Wherever the string "with" appears in a line, extract that line.

*****

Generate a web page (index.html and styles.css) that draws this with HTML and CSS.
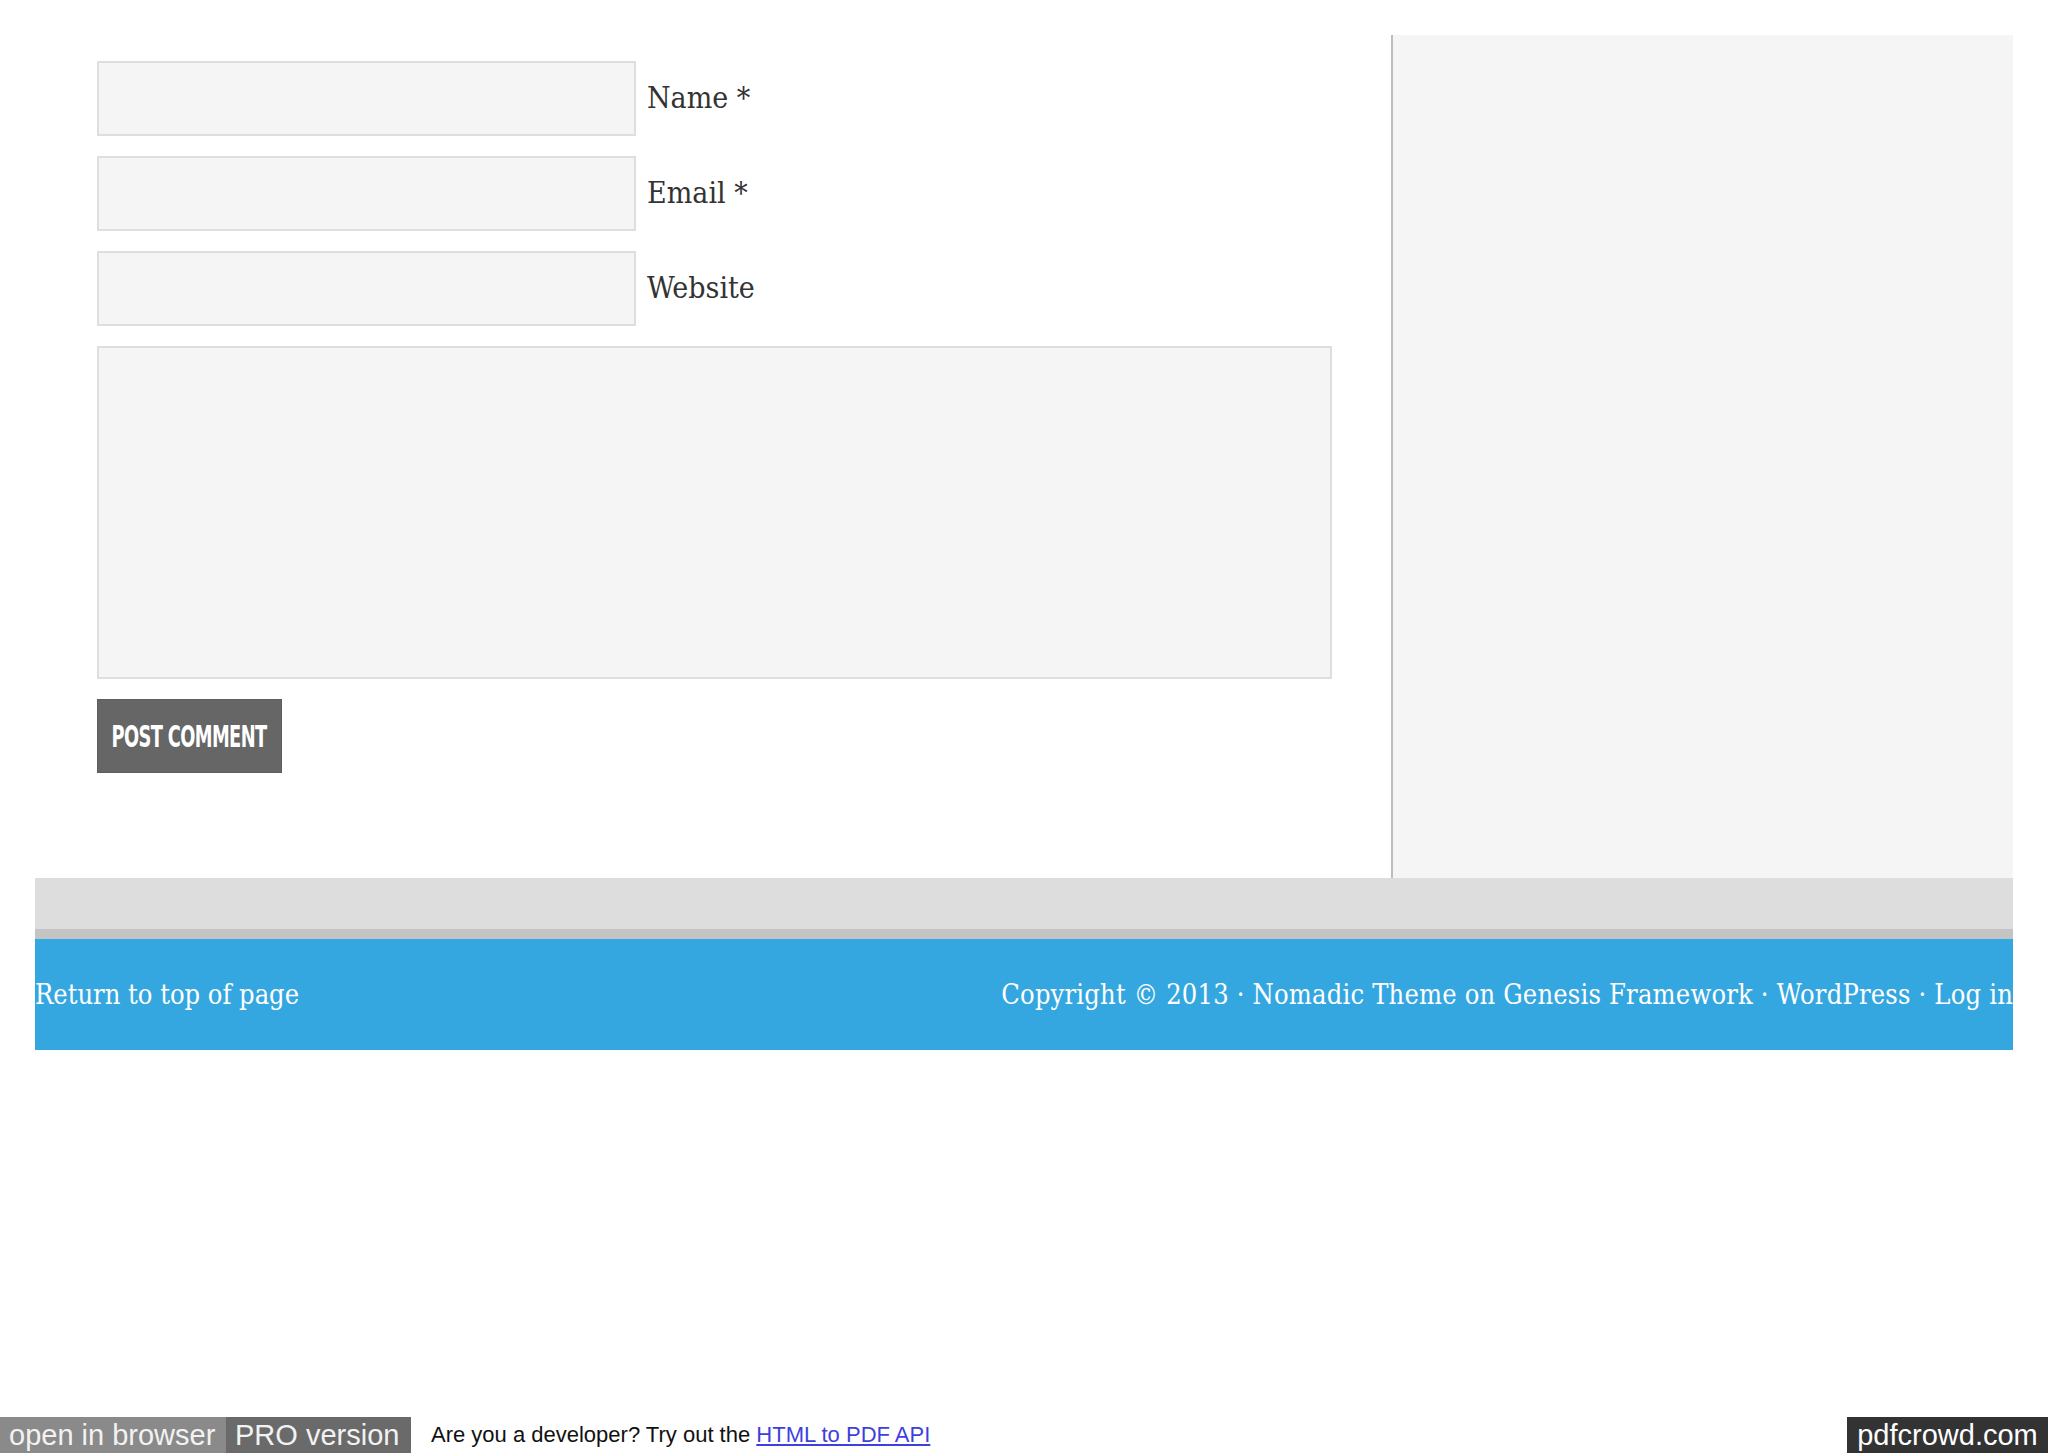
FILE: index.html
```html
<!DOCTYPE html>
<html lang="en">
<head>
<meta charset="utf-8">
<title>Comment form</title>
<link rel="stylesheet" href="styles.css">
</head>
<body>
<div class="page">
  <div class="content-row">
    <main class="main">
      <form class="comment-form">
        <div class="field">
          <input class="text-input" type="text" id="author">
          <label class="field-label" for="author">Name *</label>
        </div>
        <div class="field">
          <input class="text-input" type="text" id="email">
          <label class="field-label" for="email">Email *</label>
        </div>
        <div class="field">
          <input class="text-input" type="text" id="url">
          <label class="field-label" for="url">Website</label>
        </div>
        <textarea class="comment-area" id="comment"></textarea>
        <button class="submit-btn" type="button"><span class="submit-text">POST COMMENT</span></button>
      </form>
    </main>
    <aside class="sidebar"></aside>
  </div>
  <div class="footer-widgets"></div>
  <footer class="site-footer">
    <span class="footer-left">Return to top of page</span>
    <span class="footer-right">Copyright © 2013 · Nomadic Theme on Genesis Framework · WordPress · Log in</span>
  </footer>
</div>
<div class="pdf-bar">
  <span class="bar-btn bar-open">open in browser</span>
  <span class="bar-btn bar-pro">PRO version</span>
  <span class="bar-text">Are you a developer? Try out the <a class="bar-link" href="#">HTML to PDF API</a></span>
  <span class="bar-brand">pdfcrowd.com</span>
</div>
</body>
</html>
```

FILE: styles.css
```css
html, body {
  margin: 0;
  padding: 0;
}
body {
  min-height: 100vh;
  display: flex;
  flex-direction: column;
  background: #ffffff;
  font-family: "DejaVu Serif Condensed", "DejaVu Serif", serif;
  color: #333333;
}
.page {
  margin: 35px 35px 0 35px;
  width: 1978px;
}
.content-row {
  display: flex;
  height: 843px;
}
.main {
  flex: 1;
  padding: 26px 0 0 62px;
  background: #ffffff;
}
.comment-form {
  display: flex;
  flex-direction: column;
  gap: 20px;
}
.field {
  display: flex;
  align-items: center;
  gap: 11px;
}
.text-input {
  box-sizing: border-box;
  width: 539px;
  height: 75px;
  margin: 0;
  border: 2px solid #dedede;
  background: #f5f5f5;
  outline: none;
}
.field-label {
  font-family: "DejaVu Serif Condensed", "DejaVu Serif", serif;
  font-size: 30px;
  color: #333333;
  line-height: 1.2;
  margin-top: -2px;
}
.comment-area {
  box-sizing: border-box;
  width: 1235px;
  height: 333px;
  margin: 0;
  border: 2px solid #dedede;
  background: #f5f5f5;
  resize: none;
  outline: none;
}
.submit-btn {
  box-sizing: border-box;
  width: 185px;
  height: 74px;
  margin: 0;
  padding: 0;
  border: 1px solid #5e5e5e;
  background: #666666;
  color: #ffffff;
  display: flex;
  align-items: center;
  justify-content: center;
}
.submit-text {
  display: inline-block;
  font-family: "DejaVu Sans Condensed", "DejaVu Sans", sans-serif;
  font-weight: bold;
  font-size: 31px;
  white-space: nowrap;
  letter-spacing: -1px;
  transform: scaleX(0.64);
}
.sidebar {
  box-sizing: border-box;
  width: 622px;
  background: #f5f5f5;
  border-left: 2px solid #bdbdbd;
}
.footer-widgets {
  height: 51px;
  background: #dddddd;
  border-bottom: 10px solid #c4c4c4;
}
.site-footer {
  height: 111px;
  background: #35a7e0;
  display: flex;
  align-items: center;
  justify-content: space-between;
  color: #ffffff;
  font-family: "DejaVu Serif Condensed", "DejaVu Serif", serif;
  font-size: 27px;
}
.footer-right {
  letter-spacing: 0.2px;
}
.pdf-bar {
  margin-top: auto;
  height: 36px;
  display: flex;
  align-items: stretch;
  font-family: "Liberation Sans", Arial, sans-serif;
}
.bar-btn {
  display: flex;
  align-items: center;
  color: #f2f2f2;
  font-size: 29px;
  padding: 0 9px;
}
.bar-open {
  width: 226px;
  box-sizing: border-box;
  background: #8a8a8a;
}
.bar-pro {
  width: 185px;
  box-sizing: border-box;
  background: #6a6a6a;
}
.bar-text {
  display: flex;
  align-items: center;
  margin-left: 20px;
  font-size: 22px;
  color: #111111;
  white-space: pre;
}
.bar-link {
  color: #3f3fe0;
  text-decoration: underline;
}
.bar-brand {
  margin-left: auto;
  width: 201px;
  box-sizing: border-box;
  display: flex;
  align-items: center;
  justify-content: center;
  background: #333333;
  color: #ffffff;
  font-size: 29px;
}
```
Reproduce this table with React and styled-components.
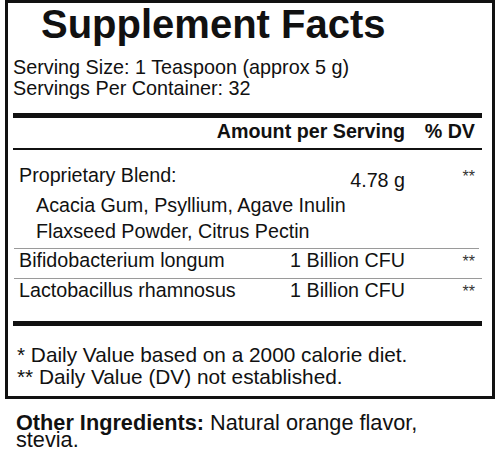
import React from 'react';
import styled, { createGlobalStyle } from 'styled-components';

const GlobalStyle = createGlobalStyle`
    html, body {
        margin: 0;
        padding: 0;
        background: #ffffff;
    }
    body {
        font-family: "Liberation Sans", Arial, Helvetica, sans-serif;
        color: #111111;
    }
`;

const Page = styled.div`
    width: 500px;
    height: 455px;
    overflow: hidden;
`;

const Label = styled.div`
    margin-left: 5px;
    width: 490px;
    height: 399px;
    box-sizing: border-box;
    border: 3px solid #111;
    padding: 0 10px 0 5px;
`;

const Title = styled.h1`
    margin: 0 0 13px;
    padding: 1px 0 0 28px;
    font-size: 40px;
    line-height: 40px;
    font-weight: bold;
    white-space: nowrap;
`;

const ServingLine = styled.div`
    font-size: 19.8px;
    line-height: 21px;
    white-space: nowrap;
`;

const Rule = styled.div`
    height: ${({ weight }) => weight}px;
    background: ${({ light }) => (light ? '#9a9a9a' : '#111')};
    margin: ${({ gap }) => gap || '0'};
`;

const Row = styled.div`
    display: flex;
    align-items: flex-start;
    font-size: 19.7px;
    line-height: 22px;
    white-space: nowrap;
`;

const HeaderLabel = styled.div`
    flex: 1;
    text-align: right;
    font-weight: bold;
`;

const Name = styled.div`
    flex: 1;
    padding-left: 6px;
`;

const SubLine = styled.div`
    padding-left: 23px;
    font-size: 19.7px;
    line-height: 26px;
    white-space: nowrap;
`;

const Amount = styled.div`
    width: 140px;
    text-align: right;
    padding-top: ${({ drop }) => drop || 0}px;
`;

const Dv = styled.div`
    width: 70px;
    padding-right: 7px;
    text-align: right;
    font-weight: ${({ bold }) => (bold ? 'bold' : 'normal')};
`;

const Stars = styled.span`
    font-size: 16px;
    color: #333;
`;

const Footnotes = styled.div`
    padding: 18px 0 0 4px;
    font-size: 20.8px;
    line-height: 22px;
    white-space: nowrap;
`;

const Other = styled.p`
    margin: 15px 0 0 16px;
    font-size: 21.7px;
    line-height: 17px;
`;

const App = () => {
    const probiotics = [
        { name: 'Bifidobacterium longum', amount: '1 Billion CFU', gap: '4px 3px 0 1px' },
        { name: 'Lactobacillus rhamnosus', amount: '1 Billion CFU', gap: '5px 0 0 1px' },
    ];

    return (
        <Page>
            <GlobalStyle />
            <Label>
                <Title>Supplement Facts</Title>
                <ServingLine>Serving Size: 1 Teaspoon (approx 5 g)</ServingLine>
                <ServingLine>Servings Per Container: 32</ServingLine>
                <Rule weight={5} gap="14px 0 0" />
                <Row style={{ padding: '2px 0 6px' }}>
                    <HeaderLabel>Amount per Serving</HeaderLabel>
                    <Dv bold>% DV</Dv>
                </Row>
                <Rule weight={2} />
                <Row style={{ padding: '14px 0 1px' }}>
                    <Name>Proprietary Blend:</Name>
                    <Amount drop={5}>4.78 g</Amount>
                    <Dv><Stars>**</Stars></Dv>
                </Row>
                <SubLine>Acacia Gum, Psyllium, Agave Inulin</SubLine>
                <SubLine>Flaxseed Powder, Citrus Pectin</SubLine>
                {probiotics.map((item, index) => (
                    <React.Fragment key={index}>
                        <Rule weight={1} light gap={item.gap} />
                        <Row>
                            <Name>{item.name}</Name>
                            <Amount>{item.amount}</Amount>
                            <Dv><Stars>**</Stars></Dv>
                        </Row>
                    </React.Fragment>
                ))}
                <Rule weight={5} gap="18px 0 0" />
                <Footnotes>
                    <div>* Daily Value based on a 2000 calorie diet.</div>
                    <div>** Daily Value (DV) not established.</div>
                </Footnotes>
            </Label>
            <Other>
                <b>Other Ingredients:</b> Natural orange flavor,<br />stevia.
            </Other>
        </Page>
    );
};

export default App;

*****

- **ANSWER BELOW**:
Generate a web page (index.html and styles.css) that draws this with HTML and CSS.
Reproduce this table with React and styled-components.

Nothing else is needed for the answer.